Short story, I can heartily recommend this setup, especially since the A4-5300 is so freaking cheap and the GPU should be able to handle the stream easily. I just got into the streaming beta ealier today, so I'll do some testing and update this when I get a chance.
[58th]tazerwhip Feb 5, 2014 @ 11:25am 
I agree with Penemue something of the low-end, but new enough to handle x264 decoding. ie. My streming client is my HTPC: AMD E-350 APU (Radeon 6310 integrated) 4GB total RAM with 2 allocated to the video. Win 7 x64. Chugs in BP mode, but that seems to be a common occurance, but fine for non-big picture streaming. I have also been able to play while it's chugging with BP but that's cause I could care less at some times if the game is seamless or not... BETA An A class APU from AMD or anything above the Celeron line from Intel should do fine. I've just never really seen a Celeron work decent for anything.
Threep Feb 5, 2014 @ 11:29am 
Penemue, so your saying I could build a setup and use onboard GPU and be just fine??
Got a link to the barebones kit ur describing? I usually order all my parts individually from newegg or amazon.

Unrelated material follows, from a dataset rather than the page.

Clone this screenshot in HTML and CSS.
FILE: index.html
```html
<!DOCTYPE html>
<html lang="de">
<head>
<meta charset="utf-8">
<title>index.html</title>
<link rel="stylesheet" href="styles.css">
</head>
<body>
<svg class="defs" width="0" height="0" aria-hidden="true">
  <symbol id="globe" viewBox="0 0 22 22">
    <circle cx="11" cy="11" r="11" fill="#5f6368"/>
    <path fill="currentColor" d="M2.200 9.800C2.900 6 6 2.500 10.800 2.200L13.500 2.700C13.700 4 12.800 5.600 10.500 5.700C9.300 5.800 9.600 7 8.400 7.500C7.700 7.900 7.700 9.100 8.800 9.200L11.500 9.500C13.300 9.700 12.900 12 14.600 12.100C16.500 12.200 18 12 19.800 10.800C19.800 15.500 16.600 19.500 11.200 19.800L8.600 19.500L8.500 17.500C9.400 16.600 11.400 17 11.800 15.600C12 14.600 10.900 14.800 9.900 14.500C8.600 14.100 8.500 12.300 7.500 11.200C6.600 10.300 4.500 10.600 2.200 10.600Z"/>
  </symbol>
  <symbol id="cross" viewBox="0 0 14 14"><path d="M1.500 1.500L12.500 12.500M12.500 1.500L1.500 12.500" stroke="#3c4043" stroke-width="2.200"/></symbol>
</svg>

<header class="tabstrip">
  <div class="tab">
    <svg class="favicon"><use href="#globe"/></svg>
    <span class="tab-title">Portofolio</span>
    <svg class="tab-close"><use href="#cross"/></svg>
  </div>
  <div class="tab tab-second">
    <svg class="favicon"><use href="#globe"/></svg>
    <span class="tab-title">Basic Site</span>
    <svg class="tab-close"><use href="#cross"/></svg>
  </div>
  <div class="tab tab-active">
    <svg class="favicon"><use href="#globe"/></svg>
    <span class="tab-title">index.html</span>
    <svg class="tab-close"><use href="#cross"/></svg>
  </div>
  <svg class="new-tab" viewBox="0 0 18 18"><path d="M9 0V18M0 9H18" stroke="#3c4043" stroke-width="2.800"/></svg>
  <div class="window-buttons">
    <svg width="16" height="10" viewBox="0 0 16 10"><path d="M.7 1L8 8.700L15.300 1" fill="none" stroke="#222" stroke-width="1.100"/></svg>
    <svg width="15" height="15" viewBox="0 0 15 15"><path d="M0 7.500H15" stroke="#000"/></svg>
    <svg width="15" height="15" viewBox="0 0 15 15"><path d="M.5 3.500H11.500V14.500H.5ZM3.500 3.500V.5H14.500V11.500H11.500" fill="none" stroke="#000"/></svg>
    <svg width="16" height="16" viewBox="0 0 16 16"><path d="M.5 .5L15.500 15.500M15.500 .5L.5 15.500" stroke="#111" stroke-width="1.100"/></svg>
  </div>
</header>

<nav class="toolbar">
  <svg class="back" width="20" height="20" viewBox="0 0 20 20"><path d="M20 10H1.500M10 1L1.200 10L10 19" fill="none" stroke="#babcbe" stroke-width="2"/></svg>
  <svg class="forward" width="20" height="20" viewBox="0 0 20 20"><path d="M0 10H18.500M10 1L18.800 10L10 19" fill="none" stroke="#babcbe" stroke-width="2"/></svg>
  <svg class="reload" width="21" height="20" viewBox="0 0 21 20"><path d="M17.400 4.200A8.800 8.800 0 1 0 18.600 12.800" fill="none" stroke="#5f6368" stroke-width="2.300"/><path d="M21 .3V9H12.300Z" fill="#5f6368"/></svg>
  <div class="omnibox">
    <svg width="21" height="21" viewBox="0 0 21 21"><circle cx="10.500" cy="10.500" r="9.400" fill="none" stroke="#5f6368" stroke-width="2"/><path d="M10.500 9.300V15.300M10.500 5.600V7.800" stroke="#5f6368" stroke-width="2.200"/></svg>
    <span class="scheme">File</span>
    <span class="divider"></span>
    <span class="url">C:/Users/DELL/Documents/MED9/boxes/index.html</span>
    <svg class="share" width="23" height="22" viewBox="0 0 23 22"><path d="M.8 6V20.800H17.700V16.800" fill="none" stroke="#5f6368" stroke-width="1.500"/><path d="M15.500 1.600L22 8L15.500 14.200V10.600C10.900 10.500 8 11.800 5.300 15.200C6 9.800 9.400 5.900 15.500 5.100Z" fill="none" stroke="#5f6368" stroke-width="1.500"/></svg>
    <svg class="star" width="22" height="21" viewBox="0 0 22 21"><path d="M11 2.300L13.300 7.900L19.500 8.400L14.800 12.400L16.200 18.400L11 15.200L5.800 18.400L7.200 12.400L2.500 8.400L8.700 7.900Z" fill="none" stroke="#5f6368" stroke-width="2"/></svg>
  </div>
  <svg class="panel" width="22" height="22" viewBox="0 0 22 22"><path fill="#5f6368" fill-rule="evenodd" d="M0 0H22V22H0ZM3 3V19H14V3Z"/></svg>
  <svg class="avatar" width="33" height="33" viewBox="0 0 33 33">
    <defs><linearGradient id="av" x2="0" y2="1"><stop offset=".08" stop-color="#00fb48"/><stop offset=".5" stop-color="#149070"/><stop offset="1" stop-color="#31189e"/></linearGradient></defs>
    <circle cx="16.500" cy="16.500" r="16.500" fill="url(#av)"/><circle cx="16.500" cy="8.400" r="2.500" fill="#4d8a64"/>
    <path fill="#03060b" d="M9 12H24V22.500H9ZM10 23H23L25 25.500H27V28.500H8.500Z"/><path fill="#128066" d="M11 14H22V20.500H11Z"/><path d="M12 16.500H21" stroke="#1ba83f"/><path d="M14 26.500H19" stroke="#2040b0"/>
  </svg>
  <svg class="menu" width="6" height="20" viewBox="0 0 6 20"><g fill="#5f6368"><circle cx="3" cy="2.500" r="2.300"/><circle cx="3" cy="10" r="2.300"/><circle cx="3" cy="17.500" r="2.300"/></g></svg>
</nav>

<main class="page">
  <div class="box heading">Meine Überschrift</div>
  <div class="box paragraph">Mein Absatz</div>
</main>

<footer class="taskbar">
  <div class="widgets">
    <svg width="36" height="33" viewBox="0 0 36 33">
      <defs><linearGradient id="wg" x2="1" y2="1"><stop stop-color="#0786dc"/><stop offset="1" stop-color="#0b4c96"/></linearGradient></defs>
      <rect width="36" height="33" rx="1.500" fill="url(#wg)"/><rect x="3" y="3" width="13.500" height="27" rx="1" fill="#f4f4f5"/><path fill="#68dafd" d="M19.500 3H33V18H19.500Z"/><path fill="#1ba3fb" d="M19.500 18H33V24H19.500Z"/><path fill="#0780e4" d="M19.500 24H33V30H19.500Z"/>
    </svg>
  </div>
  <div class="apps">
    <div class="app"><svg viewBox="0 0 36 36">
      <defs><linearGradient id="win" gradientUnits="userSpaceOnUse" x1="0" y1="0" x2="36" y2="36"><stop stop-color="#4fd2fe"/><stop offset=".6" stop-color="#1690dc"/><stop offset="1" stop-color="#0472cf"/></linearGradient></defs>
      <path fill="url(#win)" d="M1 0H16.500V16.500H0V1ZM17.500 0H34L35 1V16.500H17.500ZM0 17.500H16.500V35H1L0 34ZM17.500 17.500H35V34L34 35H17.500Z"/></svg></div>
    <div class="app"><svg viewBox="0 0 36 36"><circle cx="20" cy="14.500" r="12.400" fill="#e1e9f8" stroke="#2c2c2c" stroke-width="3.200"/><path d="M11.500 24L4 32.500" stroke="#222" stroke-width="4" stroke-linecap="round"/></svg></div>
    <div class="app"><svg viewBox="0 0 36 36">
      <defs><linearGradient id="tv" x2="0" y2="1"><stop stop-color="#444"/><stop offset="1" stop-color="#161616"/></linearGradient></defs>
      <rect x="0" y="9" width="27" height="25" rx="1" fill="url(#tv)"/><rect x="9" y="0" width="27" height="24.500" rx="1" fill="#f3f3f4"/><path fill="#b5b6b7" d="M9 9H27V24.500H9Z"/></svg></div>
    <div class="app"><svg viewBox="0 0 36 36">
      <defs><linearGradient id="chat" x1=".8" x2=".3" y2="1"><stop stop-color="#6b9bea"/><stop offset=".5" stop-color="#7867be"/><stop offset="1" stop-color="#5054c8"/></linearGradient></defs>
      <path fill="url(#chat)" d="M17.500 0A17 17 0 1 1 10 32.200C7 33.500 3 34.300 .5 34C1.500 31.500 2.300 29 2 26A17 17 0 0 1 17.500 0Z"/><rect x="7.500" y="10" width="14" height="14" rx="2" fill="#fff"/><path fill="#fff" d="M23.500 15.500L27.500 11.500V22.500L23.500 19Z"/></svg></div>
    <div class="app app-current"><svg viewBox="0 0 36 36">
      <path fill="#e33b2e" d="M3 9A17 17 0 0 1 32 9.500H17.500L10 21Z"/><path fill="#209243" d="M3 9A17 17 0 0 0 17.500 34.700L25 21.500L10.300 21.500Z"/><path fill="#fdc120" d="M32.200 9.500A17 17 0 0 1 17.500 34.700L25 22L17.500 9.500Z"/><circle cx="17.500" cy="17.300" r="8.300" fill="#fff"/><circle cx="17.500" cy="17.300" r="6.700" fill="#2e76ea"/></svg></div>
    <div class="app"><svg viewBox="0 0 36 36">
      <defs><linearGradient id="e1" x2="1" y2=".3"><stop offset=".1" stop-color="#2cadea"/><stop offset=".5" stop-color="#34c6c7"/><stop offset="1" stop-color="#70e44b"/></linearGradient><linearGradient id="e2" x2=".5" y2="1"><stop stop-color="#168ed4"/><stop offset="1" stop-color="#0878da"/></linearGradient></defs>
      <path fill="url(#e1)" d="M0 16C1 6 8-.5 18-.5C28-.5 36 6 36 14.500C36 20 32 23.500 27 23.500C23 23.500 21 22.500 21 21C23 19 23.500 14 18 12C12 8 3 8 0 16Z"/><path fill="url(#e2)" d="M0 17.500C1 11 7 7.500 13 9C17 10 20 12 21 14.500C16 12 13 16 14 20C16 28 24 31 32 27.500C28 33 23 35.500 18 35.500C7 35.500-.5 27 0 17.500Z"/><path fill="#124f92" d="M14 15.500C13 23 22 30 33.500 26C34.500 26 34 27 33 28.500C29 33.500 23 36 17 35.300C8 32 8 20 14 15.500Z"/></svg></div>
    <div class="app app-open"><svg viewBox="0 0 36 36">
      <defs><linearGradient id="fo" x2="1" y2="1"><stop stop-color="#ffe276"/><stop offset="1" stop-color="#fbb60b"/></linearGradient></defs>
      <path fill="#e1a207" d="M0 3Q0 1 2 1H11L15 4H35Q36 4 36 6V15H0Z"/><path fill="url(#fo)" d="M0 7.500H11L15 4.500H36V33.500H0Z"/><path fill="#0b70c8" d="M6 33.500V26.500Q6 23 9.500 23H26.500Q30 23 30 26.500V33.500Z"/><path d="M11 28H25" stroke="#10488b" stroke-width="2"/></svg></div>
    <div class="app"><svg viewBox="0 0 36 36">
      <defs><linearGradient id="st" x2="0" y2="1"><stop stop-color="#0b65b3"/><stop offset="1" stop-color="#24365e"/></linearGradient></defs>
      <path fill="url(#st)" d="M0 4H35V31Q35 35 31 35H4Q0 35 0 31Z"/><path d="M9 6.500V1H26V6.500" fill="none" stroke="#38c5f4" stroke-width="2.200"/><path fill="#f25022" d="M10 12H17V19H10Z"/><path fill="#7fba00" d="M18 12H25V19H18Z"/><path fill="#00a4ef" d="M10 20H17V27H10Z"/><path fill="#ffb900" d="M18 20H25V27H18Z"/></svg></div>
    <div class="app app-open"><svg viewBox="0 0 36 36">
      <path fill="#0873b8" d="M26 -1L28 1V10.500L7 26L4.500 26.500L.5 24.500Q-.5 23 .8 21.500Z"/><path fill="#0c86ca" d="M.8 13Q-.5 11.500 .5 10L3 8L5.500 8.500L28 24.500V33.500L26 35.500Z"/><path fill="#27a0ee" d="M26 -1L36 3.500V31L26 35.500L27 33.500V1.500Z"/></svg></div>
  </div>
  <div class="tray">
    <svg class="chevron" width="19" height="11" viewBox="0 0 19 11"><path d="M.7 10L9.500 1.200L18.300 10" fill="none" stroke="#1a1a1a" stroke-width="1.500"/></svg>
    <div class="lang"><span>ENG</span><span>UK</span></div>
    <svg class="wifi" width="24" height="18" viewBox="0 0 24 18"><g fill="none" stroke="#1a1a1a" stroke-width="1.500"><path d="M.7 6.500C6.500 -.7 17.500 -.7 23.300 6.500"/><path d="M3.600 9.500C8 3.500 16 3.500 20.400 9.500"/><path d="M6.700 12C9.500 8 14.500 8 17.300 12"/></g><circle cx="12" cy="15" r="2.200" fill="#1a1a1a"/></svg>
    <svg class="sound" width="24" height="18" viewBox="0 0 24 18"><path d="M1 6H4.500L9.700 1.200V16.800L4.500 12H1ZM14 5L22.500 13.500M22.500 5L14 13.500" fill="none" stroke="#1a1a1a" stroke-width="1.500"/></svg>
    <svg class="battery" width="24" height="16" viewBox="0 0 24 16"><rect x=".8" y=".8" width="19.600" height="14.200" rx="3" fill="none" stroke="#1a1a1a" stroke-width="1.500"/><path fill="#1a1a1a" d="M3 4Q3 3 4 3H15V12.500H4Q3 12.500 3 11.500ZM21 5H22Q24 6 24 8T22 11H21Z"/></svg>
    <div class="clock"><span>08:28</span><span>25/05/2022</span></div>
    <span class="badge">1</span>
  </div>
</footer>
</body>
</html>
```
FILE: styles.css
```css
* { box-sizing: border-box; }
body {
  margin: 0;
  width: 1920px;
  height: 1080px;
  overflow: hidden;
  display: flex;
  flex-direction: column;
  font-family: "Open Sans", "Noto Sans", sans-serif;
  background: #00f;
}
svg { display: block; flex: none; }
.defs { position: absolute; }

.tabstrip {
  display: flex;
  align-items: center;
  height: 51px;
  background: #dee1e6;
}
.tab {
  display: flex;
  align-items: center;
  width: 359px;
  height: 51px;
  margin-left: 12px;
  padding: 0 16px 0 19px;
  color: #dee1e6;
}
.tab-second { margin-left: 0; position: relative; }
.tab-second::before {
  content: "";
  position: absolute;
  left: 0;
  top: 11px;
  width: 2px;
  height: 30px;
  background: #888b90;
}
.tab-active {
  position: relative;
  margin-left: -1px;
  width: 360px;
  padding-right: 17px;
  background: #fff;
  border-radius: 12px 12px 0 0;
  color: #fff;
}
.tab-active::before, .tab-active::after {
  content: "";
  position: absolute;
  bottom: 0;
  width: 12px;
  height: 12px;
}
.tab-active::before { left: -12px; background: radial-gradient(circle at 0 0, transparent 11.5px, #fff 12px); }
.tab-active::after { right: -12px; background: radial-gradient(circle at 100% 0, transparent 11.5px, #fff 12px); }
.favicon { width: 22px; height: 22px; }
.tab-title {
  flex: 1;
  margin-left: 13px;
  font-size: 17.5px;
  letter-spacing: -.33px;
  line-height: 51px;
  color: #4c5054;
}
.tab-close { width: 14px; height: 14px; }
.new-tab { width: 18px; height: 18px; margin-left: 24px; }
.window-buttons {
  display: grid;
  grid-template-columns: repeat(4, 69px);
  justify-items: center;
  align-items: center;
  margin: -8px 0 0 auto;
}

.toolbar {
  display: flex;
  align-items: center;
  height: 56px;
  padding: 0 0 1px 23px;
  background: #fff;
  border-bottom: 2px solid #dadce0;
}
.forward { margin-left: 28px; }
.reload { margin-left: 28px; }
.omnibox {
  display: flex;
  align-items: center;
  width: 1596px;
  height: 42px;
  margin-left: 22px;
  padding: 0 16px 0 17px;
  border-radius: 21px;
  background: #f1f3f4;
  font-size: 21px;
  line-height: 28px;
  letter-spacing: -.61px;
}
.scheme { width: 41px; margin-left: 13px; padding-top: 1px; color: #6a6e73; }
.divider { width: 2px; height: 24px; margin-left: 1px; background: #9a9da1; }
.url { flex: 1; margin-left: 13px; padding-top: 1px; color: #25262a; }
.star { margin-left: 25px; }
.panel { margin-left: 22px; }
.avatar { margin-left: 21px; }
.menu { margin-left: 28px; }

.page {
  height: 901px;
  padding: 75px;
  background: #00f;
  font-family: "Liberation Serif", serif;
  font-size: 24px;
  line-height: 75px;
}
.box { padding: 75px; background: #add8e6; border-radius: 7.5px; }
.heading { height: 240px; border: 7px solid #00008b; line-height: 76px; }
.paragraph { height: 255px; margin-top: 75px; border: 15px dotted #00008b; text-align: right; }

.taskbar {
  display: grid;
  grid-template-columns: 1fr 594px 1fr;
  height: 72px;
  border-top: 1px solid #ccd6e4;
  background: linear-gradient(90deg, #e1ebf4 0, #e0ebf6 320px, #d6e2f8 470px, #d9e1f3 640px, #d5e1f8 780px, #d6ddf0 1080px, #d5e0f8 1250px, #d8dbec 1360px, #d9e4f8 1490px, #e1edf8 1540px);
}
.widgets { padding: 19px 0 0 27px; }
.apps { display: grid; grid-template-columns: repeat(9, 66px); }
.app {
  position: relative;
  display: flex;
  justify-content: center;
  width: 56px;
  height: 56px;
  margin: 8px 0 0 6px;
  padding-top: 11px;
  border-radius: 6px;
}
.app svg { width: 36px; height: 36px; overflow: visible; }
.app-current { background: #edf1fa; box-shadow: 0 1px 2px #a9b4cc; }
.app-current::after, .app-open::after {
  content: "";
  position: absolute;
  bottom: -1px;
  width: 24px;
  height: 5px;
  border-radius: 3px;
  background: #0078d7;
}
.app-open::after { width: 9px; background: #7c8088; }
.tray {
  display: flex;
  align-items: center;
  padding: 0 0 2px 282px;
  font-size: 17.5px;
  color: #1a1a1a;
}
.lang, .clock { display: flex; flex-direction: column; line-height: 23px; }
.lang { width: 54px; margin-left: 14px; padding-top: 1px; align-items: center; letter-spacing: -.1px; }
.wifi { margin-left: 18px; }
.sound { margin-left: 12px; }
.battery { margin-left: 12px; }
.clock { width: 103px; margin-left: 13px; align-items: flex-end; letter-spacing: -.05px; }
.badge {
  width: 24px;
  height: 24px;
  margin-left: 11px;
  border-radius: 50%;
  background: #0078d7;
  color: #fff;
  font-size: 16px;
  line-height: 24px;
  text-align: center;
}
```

I am surprised there arent more discussions about building cheap setups similar to this as IMO having one powerhouse computer in your home streaming to much cheaper boxes around the home will be the future of in home entertainment.
Last edited by Threep; Feb 5, 2014 @ 11:30am
Sledge Feb 5, 2014 @ 11:41am 
AMD A10-5800k
2gb ddr3 ram 1666mhz
200w powersupply
Case
harddrive
should be around $160-220
blackout24 Feb 5, 2014 @ 11:53am 
If you're comfortable with installing Linux on Chromebook/Chromebox hardware this thing is basically the best.

http://arstechnica.com/gadgets/2014/02/meet-the-asus-chromebox-a-179-fanless-mini-desktop/

- Very cheap 180 USD
- Very small
- 2x USB 3.0 as controller ports on the front
- Gigabit Ethernet
- Plenty powerfull Intel Haswell Celeron with HD Graphics
- HDMI + Display Port
Last edited by blackout24; Feb 5, 2014 @ 2:15pm
Threep Feb 5, 2014 @ 12:16pm 
True/Blackout, if that chromebox can stream well with only that 1.7ghz 2 core celeron do you think even one of the cheaper AMD APU's like the a4 at 2.7ghz 2 core would get the job done?

Is there something about the onboard graphic of that chromebox that makes it better for video? I definitely see the benefit of having the HDMI.
you would want either a newer a10 like the 7700k or the 7850k as they use intergrated r7s. You need at leat 4 gb of ram. here is a link to a good streaming build http://pcpartpicker.com/p/2NTdi
blackout24 Feb 5, 2014 @ 2:12pm 
Originally posted by **Threepwood**GoHawks!!:
True/Blackout, if that chromebox can stream well with only that 1.7ghz 2 core celeron do you think even one of the cheaper AMD APU's like the a4 at 2.7ghz 2 core would get the job done?

Is there something about the onboard graphic of that chromebox that makes it better for video? I definitely see the benefit of having the HDMI.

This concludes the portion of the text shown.